Task input ->
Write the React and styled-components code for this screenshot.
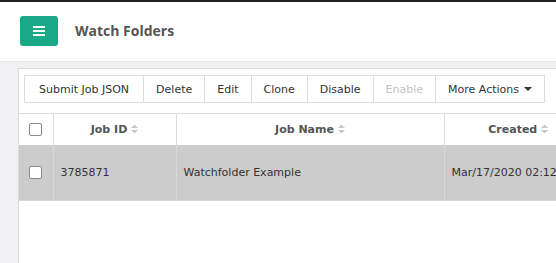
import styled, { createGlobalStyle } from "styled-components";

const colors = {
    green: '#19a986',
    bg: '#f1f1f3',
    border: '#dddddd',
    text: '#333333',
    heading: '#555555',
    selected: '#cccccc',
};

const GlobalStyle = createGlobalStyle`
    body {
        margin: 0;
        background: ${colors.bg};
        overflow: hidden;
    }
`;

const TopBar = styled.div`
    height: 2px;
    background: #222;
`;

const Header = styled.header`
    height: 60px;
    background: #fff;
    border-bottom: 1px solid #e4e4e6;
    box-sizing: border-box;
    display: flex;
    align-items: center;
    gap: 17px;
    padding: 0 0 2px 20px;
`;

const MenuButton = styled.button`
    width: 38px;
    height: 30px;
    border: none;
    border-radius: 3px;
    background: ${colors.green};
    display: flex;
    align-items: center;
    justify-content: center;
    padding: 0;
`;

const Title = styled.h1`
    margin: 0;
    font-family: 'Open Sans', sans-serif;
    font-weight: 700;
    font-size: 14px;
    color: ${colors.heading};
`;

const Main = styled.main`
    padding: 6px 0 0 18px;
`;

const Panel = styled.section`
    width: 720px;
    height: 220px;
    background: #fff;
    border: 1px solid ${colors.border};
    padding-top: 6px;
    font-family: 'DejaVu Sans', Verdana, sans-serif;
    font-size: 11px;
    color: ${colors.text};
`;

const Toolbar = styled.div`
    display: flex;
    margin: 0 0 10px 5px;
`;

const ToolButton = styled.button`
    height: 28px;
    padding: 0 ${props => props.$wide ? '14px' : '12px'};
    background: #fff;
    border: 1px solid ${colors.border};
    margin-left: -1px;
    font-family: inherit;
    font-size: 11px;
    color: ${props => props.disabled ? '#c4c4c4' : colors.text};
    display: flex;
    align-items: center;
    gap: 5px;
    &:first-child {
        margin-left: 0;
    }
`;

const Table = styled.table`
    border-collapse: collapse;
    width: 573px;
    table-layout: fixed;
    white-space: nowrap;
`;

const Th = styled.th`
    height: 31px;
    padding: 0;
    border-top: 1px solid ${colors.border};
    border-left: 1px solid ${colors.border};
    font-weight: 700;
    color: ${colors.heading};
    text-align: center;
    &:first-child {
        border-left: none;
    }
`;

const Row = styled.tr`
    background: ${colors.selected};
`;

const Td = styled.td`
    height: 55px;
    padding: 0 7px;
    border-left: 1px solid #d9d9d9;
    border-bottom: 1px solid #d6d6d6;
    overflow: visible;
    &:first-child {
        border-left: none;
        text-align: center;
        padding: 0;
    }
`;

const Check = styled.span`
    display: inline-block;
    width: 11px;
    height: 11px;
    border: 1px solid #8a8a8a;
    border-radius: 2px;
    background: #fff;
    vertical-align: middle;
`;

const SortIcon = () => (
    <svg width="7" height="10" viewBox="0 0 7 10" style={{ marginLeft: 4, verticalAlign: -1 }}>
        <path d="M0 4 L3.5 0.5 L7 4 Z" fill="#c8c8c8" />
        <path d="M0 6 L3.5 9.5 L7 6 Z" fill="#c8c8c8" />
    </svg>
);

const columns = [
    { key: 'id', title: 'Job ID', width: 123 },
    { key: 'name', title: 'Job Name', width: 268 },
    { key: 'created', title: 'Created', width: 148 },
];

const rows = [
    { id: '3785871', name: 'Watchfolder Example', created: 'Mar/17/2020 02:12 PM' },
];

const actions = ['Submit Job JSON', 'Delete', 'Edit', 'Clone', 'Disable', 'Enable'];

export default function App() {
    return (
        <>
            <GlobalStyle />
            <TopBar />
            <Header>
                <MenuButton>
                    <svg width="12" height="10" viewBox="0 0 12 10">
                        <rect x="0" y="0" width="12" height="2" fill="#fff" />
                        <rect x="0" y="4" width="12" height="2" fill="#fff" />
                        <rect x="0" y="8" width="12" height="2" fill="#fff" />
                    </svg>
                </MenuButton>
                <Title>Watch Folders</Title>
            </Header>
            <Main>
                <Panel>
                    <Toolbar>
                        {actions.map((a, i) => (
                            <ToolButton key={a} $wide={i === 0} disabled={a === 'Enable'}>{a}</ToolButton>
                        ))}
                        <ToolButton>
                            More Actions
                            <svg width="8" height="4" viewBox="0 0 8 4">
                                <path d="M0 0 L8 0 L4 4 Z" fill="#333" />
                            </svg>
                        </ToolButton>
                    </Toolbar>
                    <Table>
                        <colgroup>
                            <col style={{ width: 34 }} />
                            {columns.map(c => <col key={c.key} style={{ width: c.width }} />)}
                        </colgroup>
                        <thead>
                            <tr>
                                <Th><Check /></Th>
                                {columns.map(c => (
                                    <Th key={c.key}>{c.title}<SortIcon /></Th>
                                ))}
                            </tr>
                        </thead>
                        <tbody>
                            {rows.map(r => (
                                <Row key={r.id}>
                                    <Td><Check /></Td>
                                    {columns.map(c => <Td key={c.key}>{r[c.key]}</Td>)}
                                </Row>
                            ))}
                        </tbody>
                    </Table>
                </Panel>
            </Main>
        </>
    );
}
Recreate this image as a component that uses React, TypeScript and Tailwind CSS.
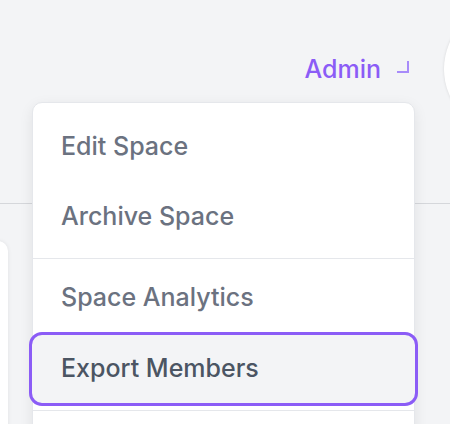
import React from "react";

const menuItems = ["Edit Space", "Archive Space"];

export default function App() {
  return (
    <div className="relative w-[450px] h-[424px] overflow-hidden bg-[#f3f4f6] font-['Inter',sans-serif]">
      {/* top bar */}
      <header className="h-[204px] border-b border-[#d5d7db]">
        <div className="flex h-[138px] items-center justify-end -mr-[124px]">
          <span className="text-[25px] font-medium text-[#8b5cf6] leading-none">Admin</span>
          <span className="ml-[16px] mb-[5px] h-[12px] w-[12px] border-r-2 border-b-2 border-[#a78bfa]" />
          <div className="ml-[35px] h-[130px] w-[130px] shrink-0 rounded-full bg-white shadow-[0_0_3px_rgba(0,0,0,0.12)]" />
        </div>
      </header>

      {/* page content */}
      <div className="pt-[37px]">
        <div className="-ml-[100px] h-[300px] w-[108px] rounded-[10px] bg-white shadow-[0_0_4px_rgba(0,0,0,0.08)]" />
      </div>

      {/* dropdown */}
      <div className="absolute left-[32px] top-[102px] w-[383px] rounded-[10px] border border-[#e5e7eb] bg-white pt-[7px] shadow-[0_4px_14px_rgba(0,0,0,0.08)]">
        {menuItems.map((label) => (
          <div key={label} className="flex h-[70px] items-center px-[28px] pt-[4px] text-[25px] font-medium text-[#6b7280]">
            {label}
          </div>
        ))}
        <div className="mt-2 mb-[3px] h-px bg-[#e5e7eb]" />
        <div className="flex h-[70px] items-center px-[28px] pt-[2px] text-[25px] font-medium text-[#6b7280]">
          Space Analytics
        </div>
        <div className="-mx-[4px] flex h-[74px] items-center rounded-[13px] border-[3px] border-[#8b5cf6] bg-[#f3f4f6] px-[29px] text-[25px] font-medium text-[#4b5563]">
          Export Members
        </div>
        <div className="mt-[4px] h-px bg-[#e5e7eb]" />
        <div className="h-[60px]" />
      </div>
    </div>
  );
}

Exercise brief ->
Find "components". Copy every line it occurs in.

Answer to the task ->
Write the React and styled-components code for this screenshot.
import styled, { createGlobalStyle } from "styled-components";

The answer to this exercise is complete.